Alessio-Bianchi's Bianchi EV3 team bikes come equipped with Campagnolo Record cranks, gears, and brakes and Proton wheels, Vittoria tyres, ITM bars and stems and Look pedals.
Javelin gets cash injection, sponsors Basis
Little Rock, Arkansas bike maker Javelin has announced a change of ownership that should see its production and presence increase in 2004, starting immediately with a sponsorship deal to supply bikes to the Basis women's team.
An affiliate of Citadel Group, a Chicago based institutional investor, has acquired the Javelin brand and select assets of Javelin Cycles, according to an announcement from Javelin. Javelin chief operating office Scott Warren told Cyclingnews, "100% of the stock is owned by Javelin LLC a new entity started by Dave Varwig of Citadel Group."
Javalin's bike range includes the composite-and-aluminium Brunello, the Arcole aero frameset for time trialists and triathletes and the Dolce, a 650C-wheeled road machine for younger racers.
As for the sponsorship deal with Basis, which was actually concluded in January, Warren said, "The Team Basis bikes are being built right now and should be ready mid-March. We are actively looking for other teams more specifically a men's team for 2005 probably at this point. The right men's team just didn't come along for 2004. Let me know if you have any leads."

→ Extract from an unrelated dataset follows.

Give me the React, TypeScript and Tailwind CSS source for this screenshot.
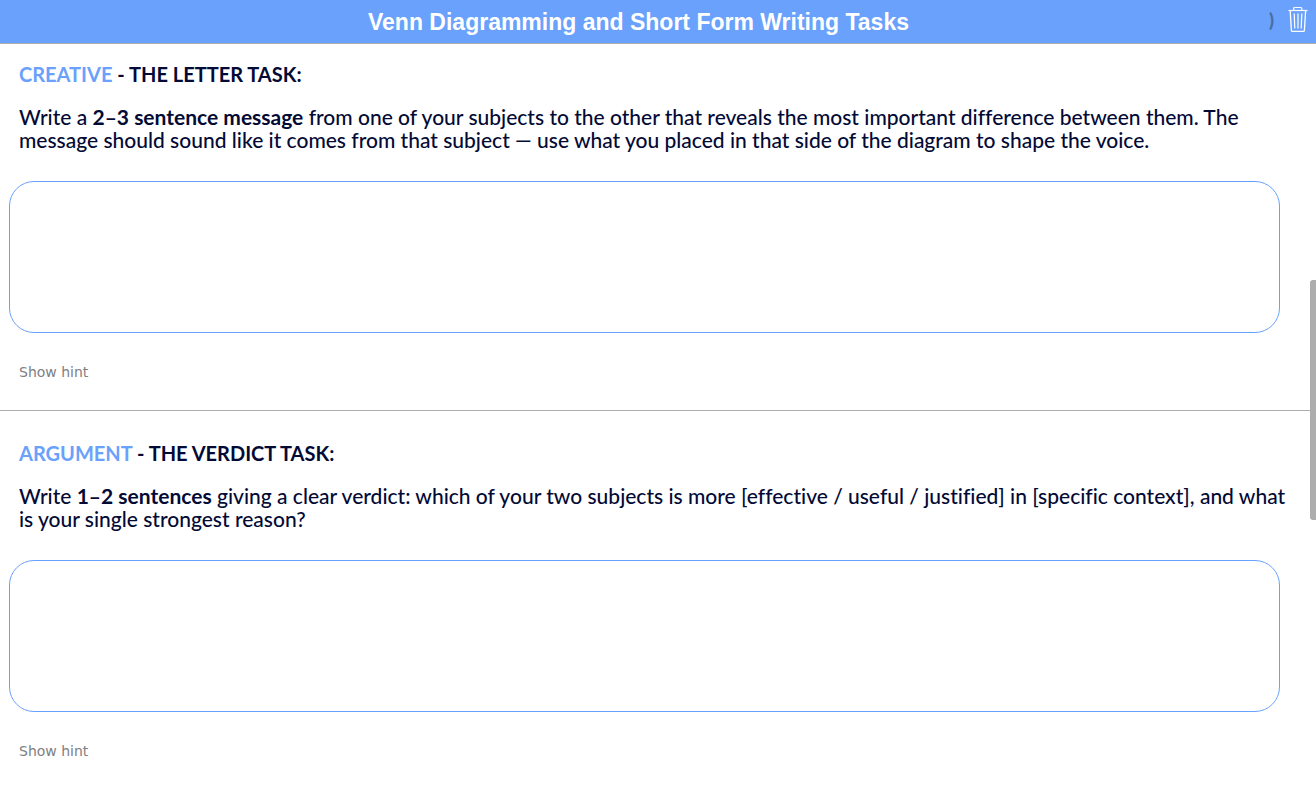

Weight management from Polar
Heart rate monitor manufacturer Polar has announced a range of monitors designed to help people who need to lose weight achieve slow, sustained weight loss through a combination of diet and exercise. The WM2 and WM4 series monitors, in men's and women's models, incorporate features to assess calories burned in exercise and consumed as food, with the aim of helping the former exceed the latter.
Both monitors include the Polar Weight Management Program and weight diary. The WM21 and WM22 calculate the calories burned during each exercise sessions, while the WM41 and WM42 incorporate an electronic diary which shows your actual status not only regarding weight loss, but also the calories burned during exercise and your calorie intake.